* **Goal of the exercise**
Only the lines from the start of the data through the line with "flex-direction: column;" belong in the copy. Restate them word for word, minus the pictures.

* **Available data**

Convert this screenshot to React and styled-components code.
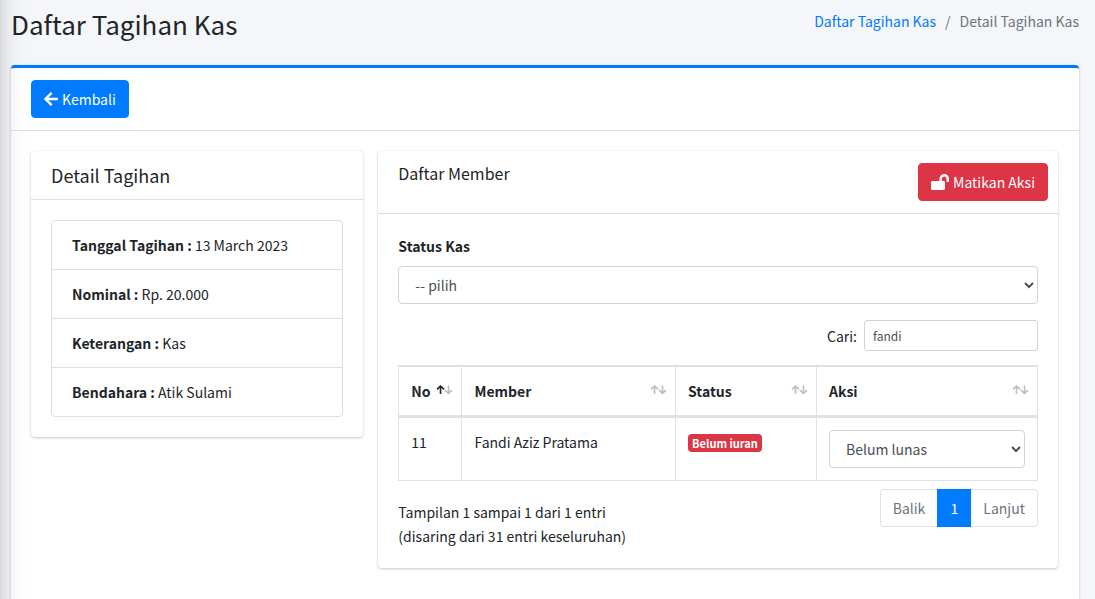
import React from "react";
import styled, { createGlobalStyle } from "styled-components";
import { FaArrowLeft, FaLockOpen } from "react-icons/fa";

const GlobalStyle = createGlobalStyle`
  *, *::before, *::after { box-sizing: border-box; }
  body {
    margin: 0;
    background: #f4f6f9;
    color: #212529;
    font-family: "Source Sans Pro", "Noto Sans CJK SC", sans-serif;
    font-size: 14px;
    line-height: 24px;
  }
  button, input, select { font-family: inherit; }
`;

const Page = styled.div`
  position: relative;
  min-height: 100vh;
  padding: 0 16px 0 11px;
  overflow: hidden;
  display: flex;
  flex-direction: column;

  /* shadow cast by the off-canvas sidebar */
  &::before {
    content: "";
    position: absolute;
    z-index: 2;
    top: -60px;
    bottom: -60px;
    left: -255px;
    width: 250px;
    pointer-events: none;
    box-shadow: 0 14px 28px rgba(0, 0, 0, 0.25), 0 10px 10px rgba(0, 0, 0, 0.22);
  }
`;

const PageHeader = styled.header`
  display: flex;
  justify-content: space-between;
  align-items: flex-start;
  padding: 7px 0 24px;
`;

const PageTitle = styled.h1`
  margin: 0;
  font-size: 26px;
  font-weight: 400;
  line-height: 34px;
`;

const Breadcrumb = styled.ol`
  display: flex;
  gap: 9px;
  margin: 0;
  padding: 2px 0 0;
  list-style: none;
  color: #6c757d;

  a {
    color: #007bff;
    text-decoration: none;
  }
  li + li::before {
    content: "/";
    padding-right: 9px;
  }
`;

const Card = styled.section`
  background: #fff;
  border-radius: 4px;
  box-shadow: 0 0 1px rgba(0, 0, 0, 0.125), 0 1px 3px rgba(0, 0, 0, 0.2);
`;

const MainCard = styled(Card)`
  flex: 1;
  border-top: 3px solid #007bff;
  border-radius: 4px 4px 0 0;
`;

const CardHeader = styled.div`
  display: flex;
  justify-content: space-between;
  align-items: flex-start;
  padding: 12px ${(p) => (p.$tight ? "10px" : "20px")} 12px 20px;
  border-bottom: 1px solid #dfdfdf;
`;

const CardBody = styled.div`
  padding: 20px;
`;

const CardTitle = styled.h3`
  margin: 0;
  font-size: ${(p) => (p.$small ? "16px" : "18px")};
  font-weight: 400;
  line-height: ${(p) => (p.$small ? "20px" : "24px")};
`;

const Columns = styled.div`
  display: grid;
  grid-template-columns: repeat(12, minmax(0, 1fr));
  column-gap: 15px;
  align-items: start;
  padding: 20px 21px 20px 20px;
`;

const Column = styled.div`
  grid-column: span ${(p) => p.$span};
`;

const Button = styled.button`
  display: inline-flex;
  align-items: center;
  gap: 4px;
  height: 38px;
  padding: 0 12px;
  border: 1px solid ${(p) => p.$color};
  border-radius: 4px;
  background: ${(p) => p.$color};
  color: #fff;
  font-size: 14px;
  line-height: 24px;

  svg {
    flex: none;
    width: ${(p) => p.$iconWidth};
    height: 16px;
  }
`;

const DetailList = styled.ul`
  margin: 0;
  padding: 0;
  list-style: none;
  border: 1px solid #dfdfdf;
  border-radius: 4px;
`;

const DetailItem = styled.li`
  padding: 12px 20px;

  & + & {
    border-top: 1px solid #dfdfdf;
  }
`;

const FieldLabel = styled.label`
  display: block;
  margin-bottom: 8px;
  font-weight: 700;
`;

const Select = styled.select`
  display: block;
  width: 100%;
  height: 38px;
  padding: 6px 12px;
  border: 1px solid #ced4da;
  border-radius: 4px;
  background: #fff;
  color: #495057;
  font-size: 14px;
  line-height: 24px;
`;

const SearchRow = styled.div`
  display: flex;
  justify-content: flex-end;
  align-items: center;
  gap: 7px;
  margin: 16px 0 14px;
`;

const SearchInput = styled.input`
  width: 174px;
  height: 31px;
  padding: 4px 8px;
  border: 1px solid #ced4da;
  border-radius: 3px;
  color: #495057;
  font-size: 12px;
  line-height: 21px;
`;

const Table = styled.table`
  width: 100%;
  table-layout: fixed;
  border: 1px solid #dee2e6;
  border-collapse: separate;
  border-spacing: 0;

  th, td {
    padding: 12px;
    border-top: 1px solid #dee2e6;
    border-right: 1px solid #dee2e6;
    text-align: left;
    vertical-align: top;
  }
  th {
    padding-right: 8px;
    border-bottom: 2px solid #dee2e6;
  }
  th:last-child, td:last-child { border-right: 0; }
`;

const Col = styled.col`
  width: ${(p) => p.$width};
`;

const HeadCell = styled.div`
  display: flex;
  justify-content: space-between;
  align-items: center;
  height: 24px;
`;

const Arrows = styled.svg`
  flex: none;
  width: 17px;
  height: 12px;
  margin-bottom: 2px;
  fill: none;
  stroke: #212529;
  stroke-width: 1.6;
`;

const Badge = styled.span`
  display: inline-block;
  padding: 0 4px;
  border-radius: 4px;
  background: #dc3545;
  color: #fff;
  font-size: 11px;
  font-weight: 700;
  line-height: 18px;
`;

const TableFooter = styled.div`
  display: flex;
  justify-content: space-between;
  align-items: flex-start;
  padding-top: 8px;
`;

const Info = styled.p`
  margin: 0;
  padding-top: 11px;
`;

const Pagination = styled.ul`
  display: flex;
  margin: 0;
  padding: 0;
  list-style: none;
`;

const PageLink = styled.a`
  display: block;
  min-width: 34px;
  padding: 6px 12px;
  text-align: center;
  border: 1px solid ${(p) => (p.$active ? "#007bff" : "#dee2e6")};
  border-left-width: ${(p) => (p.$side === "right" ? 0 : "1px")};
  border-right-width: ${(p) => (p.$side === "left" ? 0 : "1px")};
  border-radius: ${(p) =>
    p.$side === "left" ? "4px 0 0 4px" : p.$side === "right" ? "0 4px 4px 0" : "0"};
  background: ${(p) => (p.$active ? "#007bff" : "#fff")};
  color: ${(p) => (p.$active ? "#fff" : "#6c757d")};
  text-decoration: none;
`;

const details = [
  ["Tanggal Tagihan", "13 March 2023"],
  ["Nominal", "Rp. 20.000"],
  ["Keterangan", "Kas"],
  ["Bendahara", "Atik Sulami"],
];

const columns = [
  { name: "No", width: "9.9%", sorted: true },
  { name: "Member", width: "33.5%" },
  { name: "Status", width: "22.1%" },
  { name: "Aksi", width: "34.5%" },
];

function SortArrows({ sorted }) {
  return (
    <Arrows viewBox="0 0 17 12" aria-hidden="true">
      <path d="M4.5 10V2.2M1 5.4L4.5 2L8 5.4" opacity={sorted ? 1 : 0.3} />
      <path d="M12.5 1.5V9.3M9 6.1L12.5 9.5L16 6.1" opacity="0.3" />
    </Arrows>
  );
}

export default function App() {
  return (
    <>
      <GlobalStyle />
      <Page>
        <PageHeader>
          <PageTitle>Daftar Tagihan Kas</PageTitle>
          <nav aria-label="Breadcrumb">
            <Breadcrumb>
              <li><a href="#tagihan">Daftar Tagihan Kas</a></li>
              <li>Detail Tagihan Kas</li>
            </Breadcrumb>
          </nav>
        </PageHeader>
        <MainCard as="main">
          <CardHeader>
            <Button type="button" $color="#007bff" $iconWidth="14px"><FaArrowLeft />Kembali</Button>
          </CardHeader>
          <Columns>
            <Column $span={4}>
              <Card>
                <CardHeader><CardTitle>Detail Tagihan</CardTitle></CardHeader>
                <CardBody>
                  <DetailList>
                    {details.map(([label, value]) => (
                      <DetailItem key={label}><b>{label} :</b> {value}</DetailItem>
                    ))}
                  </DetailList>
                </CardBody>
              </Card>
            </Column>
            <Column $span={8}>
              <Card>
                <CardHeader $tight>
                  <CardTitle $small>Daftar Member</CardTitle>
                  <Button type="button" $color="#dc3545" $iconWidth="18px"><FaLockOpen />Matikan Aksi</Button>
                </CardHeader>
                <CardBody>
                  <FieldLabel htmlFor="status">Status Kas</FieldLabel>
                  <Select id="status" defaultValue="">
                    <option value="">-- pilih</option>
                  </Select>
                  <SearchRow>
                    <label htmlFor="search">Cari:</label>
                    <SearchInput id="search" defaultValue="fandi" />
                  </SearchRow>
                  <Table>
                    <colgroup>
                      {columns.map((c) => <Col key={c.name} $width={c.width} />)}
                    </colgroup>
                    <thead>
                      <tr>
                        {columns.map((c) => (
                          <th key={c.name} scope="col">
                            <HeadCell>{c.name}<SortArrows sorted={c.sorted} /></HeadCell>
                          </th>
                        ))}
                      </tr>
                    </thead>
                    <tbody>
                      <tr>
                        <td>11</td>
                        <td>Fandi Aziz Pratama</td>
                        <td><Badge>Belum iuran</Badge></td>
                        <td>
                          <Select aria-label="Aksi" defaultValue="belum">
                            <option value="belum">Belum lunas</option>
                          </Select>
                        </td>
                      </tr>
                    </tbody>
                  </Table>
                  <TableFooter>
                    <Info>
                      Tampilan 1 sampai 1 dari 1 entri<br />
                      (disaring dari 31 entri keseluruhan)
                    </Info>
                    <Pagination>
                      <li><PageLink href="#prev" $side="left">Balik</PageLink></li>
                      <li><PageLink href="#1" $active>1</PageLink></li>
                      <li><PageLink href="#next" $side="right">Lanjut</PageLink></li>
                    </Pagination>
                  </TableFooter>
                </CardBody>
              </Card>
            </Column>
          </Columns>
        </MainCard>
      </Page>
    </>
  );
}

* **Exercise result**
Convert this screenshot to React and styled-components code.
import React from "react";
import styled, { createGlobalStyle } from "styled-components";
import { FaArrowLeft, FaLockOpen } from "react-icons/fa";

const GlobalStyle = createGlobalStyle`
  *, *::before, *::after { box-sizing: border-box; }
  body {
    margin: 0;
    background: #f4f6f9;
    color: #212529;
    font-family: "Source Sans Pro", "Noto Sans CJK SC", sans-serif;
    font-size: 14px;
    line-height: 24px;
  }
  button, input, select { font-family: inherit; }
`;

const Page = styled.div`
  position: relative;
  min-height: 100vh;
  padding: 0 16px 0 11px;
  overflow: hidden;
  display: flex;
  flex-direction: column;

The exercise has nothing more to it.